Friday, April 23, 2021

Data Value and Volume are Inversely Proportional

In 2006, Clive Humby coined the phrase “Data is the new oil”. This is often misinterpreted as “Data powers the economy”, particularly by folks who sell data processing and storage, but it’s useful to see what someone who actually uses data says. In 2013 Michael Palmer, of the Association of National Advertisers, expanded on Humby’s quote: “Data is just like crude. It’s valuable, but if unrefined it cannot really be used. It has to be changed into gas, plastic, chemicals, etc to create a valuable entity that drives profitable activity; so must data be broken down, analysed for it to have value." 

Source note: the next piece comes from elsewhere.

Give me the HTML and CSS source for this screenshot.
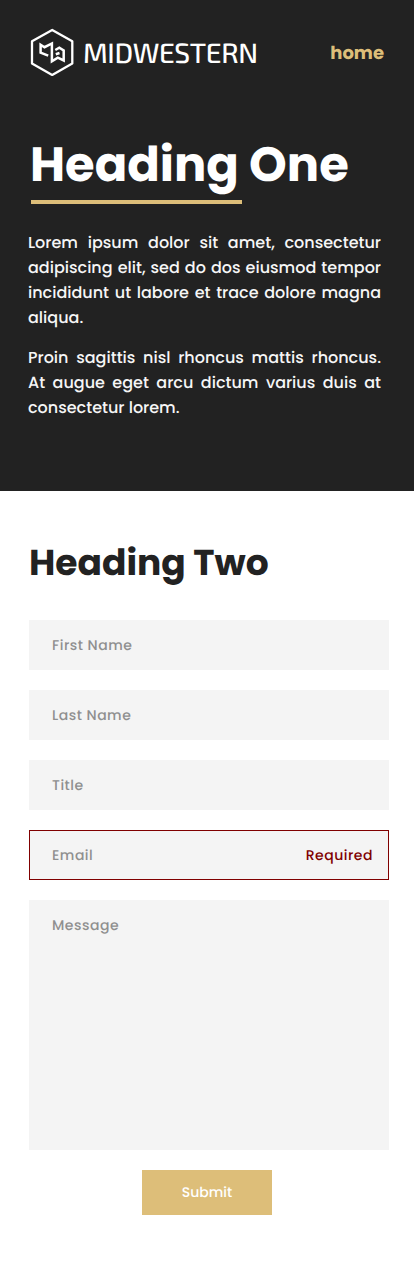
FILE: index.html
```html
<!DOCTYPE html>
<html lang="en">
<head>
<meta charset="utf-8">
<title>Midwestern</title>
<link rel="stylesheet" href="styles.css">
</head>
<body>
<header class="hero">
  <nav class="nav">
    <a class="brand" href="#">
      <svg class="logo" width="44" height="48" viewBox="0 0 44 48" fill="none" stroke="#fff" stroke-linejoin="round">
        <path d="M22.200 2 42.300 13.300V35.600L22.200 47 2 35.600V13.300Z" stroke-width="2.300"/>
        <path d="M18.200 27.600 10.600 24.700V16.700L14.500 19.200 21.900 15.500V33.300L27.800 29.700 33.700 32.500V22.500L29.300 19.700 25.300 22M25.800 26.200 29.500 25" stroke-width="2.500" stroke-linejoin="miter"/>
      </svg>
      <span class="wordmark">MIDWESTERN</span>
    </a>
    <a class="link" href="#">home</a>
  </nav>
  <h1 class="title">Heading One</h1>
  <div class="rule"></div>
  <p class="copy">Lorem ipsum dolor sit amet, consectetur adipiscing elit, sed do dos eiusmod tempor incididunt ut labore et trace dolore magna aliqua.</p>
  <p class="copy">Proin sagittis nisl rhoncus mattis rhoncus. At augue eget arcu dictum varius duis at consectetur lorem.</p>
</header>
<main class="contact">
  <h2 class="subtitle">Heading Two</h2>
  <form class="form">
    <label class="field"><input class="input" type="text" placeholder="First Name"></label>
    <label class="field"><input class="input" type="text" placeholder="Last Name"></label>
    <label class="field"><input class="input" type="text" placeholder="Title"></label>
    <label class="field invalid"><input class="input" type="email" placeholder="Email"><span class="error">Required</span></label>
    <label class="field message"><textarea class="input" placeholder="Message"></textarea></label>
    <button class="submit" type="button">Submit</button>
  </form>
</main>
</body>
</html>
```
FILE: styles.css
```css
* { box-sizing: border-box; margin: 0; }
body { background: #fff; color: #222; font-family: Poppins, Inter, sans-serif; text-rendering: geometricPrecision; }
a { text-decoration: none; }
.hero { height: 491px; padding: 28px 30px 0 28px; background: #222; color: #fff; }
.nav { display: flex; justify-content: space-between; align-items: center; height: 48px; padding-left: 2px; }
.brand { display: flex; align-items: center; gap: 9px; color: #fff; }
.logo { display: block; }
.wordmark { font: 500 28px/48px "Exo 2", Exo, "Open Sans", sans-serif; letter-spacing: -0.4px; }
.link { padding-top: 3px; color: #ddbe79; font-size: 18px; font-weight: 700; line-height: 48px; }
.title { margin-top: 53px; padding-left: 2px; font-size: 48px; font-weight: 700; line-height: 71px; white-space: nowrap; }
.rule { width: 211px; height: 4px; margin-left: 3px; background: #ddbe79; }
.copy { width: 353px; margin-top: 26px; font-size: 16px; font-weight: 500; line-height: 25px; text-align: justify; opacity: 0.96; }
.copy + .copy { margin-top: 15px; }
.contact { padding: 43px 25px 62px 29px; }
.subtitle { padding-top: 1px; font-size: 36px; font-weight: 700; line-height: 56px; white-space: nowrap; }
.form { display: grid; grid-template-columns: minmax(0, 1fr); gap: 20px; margin-top: 29px; }
.field { display: flex; height: 50px; border: 1px solid #f4f4f4; background: #f4f4f4; }
.message { height: 250px; }
.invalid { border-color: #800000; }
.input { flex: 1; min-width: 0; padding: 0 22px; border: 0; outline: 0; resize: none; background: transparent; color: #222; font: 500 14px/48px Poppins, Inter, sans-serif; letter-spacing: 0.5px; text-rendering: inherit; }
.input::placeholder { color: #8f8f8f; opacity: 1; }
.error { padding-right: 15px; color: #800000; font-size: 14px; font-weight: 500; line-height: 48px; letter-spacing: 0.5px; }
.submit { justify-self: center; width: 130px; height: 45px; margin-right: 4px; padding: 0 0 2px; border: 0; background: #ddbe79; color: #fff; font: 500 14px/44px Poppins, Inter, sans-serif; text-rendering: inherit; }
```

Much like refined oil (or processed ore for that matter), the volume of material is reduced as the value is increased. This concept should be intuitive to anyone who’s ever manually sifted a pile of data into a thin report, but it’s sometimes lost in contexts where locating a needle in the haystack is the analyst’s goal. Adding human effort reduces volume.

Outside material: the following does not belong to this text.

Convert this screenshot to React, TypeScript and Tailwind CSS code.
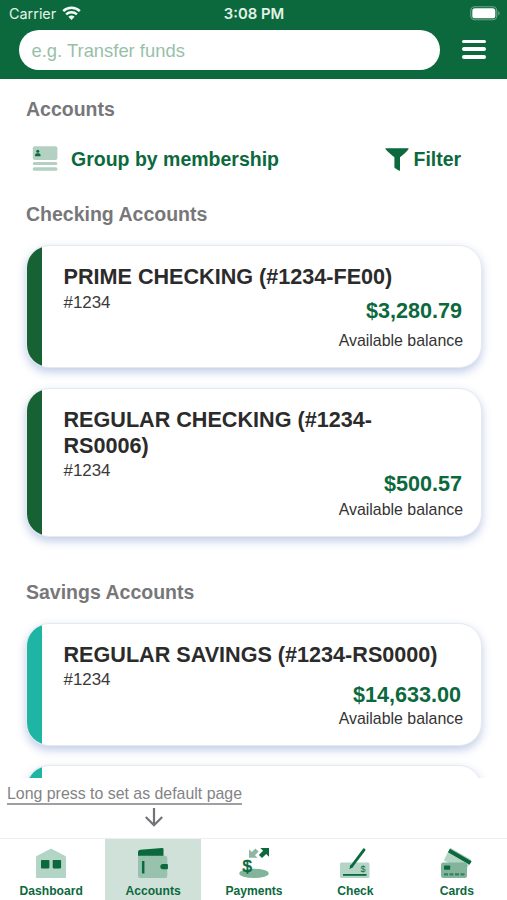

Corollary: if the project requires massive amounts of data storage, it might be worth asking how much value is going to be in there? Is the purpose to store as cheaply as possible and rarely retrieve? Or maybe the plan is to figure out value later

There’s an interesting confluence of partially aligned incentives between people who have to retain large amounts of data, people who want to retain and access large amounts of data for analytics, and people who just want answers to problems today. “Storage and compute are practically free”, which is why Amazon Web Services is worth 1.5 trillion USD in 2021. If you don't have to pay the bills, collecting raw data for real time analytics sounds great. Otherwise, you'll need to consider this project's needs for data modeling.